## BEGIN DATA BLOCK

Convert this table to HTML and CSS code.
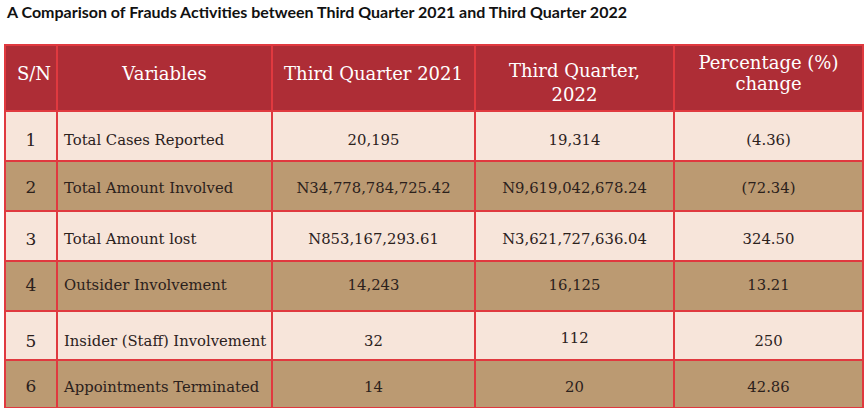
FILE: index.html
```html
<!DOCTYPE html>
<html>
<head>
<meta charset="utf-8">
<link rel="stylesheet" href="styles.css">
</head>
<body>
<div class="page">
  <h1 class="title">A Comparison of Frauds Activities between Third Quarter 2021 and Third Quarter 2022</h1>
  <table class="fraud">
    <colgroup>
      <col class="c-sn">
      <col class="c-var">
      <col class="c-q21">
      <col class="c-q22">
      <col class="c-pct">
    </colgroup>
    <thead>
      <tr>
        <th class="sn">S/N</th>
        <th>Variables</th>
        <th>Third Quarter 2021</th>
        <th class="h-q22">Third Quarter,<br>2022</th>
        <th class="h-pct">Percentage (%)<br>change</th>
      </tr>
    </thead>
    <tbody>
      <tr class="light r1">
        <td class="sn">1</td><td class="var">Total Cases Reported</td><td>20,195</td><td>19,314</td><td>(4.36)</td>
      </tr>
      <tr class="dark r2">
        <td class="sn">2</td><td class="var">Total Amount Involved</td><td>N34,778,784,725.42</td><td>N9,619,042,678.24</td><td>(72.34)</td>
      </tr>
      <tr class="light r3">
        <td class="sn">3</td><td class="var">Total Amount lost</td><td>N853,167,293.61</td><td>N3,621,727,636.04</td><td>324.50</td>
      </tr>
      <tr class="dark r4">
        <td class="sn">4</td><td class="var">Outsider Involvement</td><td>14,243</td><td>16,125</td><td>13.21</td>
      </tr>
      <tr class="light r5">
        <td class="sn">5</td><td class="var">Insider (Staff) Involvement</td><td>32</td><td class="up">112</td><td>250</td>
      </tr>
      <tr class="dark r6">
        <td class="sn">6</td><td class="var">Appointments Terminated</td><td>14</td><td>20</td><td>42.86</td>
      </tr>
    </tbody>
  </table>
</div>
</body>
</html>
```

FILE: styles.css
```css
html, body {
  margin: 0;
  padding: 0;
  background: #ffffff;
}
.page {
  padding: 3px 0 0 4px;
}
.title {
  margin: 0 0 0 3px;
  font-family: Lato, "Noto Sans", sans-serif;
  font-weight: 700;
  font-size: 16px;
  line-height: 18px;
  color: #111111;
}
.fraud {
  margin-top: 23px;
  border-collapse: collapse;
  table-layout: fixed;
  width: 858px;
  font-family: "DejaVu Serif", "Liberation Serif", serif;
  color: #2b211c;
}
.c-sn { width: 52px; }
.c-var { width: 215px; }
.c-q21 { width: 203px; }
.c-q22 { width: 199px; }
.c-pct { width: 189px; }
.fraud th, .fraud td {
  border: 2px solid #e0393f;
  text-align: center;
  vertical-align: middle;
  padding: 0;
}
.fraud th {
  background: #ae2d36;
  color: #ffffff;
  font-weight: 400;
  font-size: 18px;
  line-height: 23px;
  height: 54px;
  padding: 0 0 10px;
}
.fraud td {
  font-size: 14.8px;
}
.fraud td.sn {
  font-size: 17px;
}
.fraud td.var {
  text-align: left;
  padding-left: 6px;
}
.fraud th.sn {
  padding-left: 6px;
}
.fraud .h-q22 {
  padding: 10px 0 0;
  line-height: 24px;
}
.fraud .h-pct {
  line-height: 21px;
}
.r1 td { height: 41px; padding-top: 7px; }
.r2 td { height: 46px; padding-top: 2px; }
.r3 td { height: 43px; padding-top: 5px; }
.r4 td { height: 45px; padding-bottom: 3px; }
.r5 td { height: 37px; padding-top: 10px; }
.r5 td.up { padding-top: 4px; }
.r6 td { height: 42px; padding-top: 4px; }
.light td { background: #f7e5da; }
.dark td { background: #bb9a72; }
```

## END DATA BLOCK

- GIVEN TASK -
Transcribe the listing in full. Omit the pictures and keep every line exact.

- EXPECTED OUTPUT -
Convert this table to HTML and CSS code.
FILE: index.html
```html
<!DOCTYPE html>
<html>
<head>
<meta charset="utf-8">
<link rel="stylesheet" href="styles.css">
</head>
<body>
<div class="page">
  <h1 class="title">A Comparison of Frauds Activities between Third Quarter 2021 and Third Quarter 2022</h1>
  <table class="fraud">
    <colgroup>
      <col class="c-sn">
      <col class="c-var">
      <col class="c-q21">
      <col class="c-q22">
      <col class="c-pct">
    </colgroup>
    <thead>
      <tr>
        <th class="sn">S/N</th>
        <th>Variables</th>
        <th>Third Quarter 2021</th>
        <th class="h-q22">Third Quarter,<br>2022</th>
        <th class="h-pct">Percentage (%)<br>change</th>
      </tr>
    </thead>
    <tbody>
      <tr class="light r1">
        <td class="sn">1</td><td class="var">Total Cases Reported</td><td>20,195</td><td>19,314</td><td>(4.36)</td>
      </tr>
      <tr class="dark r2">
        <td class="sn">2</td><td class="var">Total Amount Involved</td><td>N34,778,784,725.42</td><td>N9,619,042,678.24</td><td>(72.34)</td>
      </tr>
      <tr class="light r3">
        <td class="sn">3</td><td class="var">Total Amount lost</td><td>N853,167,293.61</td><td>N3,621,727,636.04</td><td>324.50</td>
      </tr>
      <tr class="dark r4">
        <td class="sn">4</td><td class="var">Outsider Involvement</td><td>14,243</td><td>16,125</td><td>13.21</td>
      </tr>
      <tr class="light r5">
        <td class="sn">5</td><td class="var">Insider (Staff) Involvement</td><td>32</td><td class="up">112</td><td>250</td>
      </tr>
      <tr class="dark r6">
        <td class="sn">6</td><td class="var">Appointments Terminated</td><td>14</td><td>20</td><td>42.86</td>
      </tr>
    </tbody>
  </table>
</div>
</body>
</html>
```

FILE: styles.css
```css
html, body {
  margin: 0;
  padding: 0;
  background: #ffffff;
}
.page {
  padding: 3px 0 0 4px;
}
.title {
  margin: 0 0 0 3px;
  font-family: Lato, "Noto Sans", sans-serif;
  font-weight: 700;
  font-size: 16px;
  line-height: 18px;
  color: #111111;
}
.fraud {
  margin-top: 23px;
  border-collapse: collapse;
  table-layout: fixed;
  width: 858px;
  font-family: "DejaVu Serif", "Liberation Serif", serif;
  color: #2b211c;
}
.c-sn { width: 52px; }
.c-var { width: 215px; }
.c-q21 { width: 203px; }
.c-q22 { width: 199px; }
.c-pct { width: 189px; }
.fraud th, .fraud td {
  border: 2px solid #e0393f;
  text-align: center;
  vertical-align: middle;
  padding: 0;
}
.fraud th {
  background: #ae2d36;
  color: #ffffff;
  font-weight: 400;
  font-size: 18px;
  line-height: 23px;
  height: 54px;
  padding: 0 0 10px;
}
.fraud td {
  font-size: 14.8px;
}
.fraud td.sn {
  font-size: 17px;
}
.fraud td.var {
  text-align: left;
  padding-left: 6px;
}
.fraud th.sn {
  padding-left: 6px;
}
.fraud .h-q22 {
  padding: 10px 0 0;
  line-height: 24px;
}
.fraud .h-pct {
  line-height: 21px;
}
.r1 td { height: 41px; padding-top: 7px; }
.r2 td { height: 46px; padding-top: 2px; }
.r3 td { height: 43px; padding-top: 5px; }
.r4 td { height: 45px; padding-bottom: 3px; }
.r5 td { height: 37px; padding-top: 10px; }
.r5 td.up { padding-top: 4px; }
.r6 td { height: 42px; padding-top: 4px; }
.light td { background: #f7e5da; }
.dark td { background: #bb9a72; }
```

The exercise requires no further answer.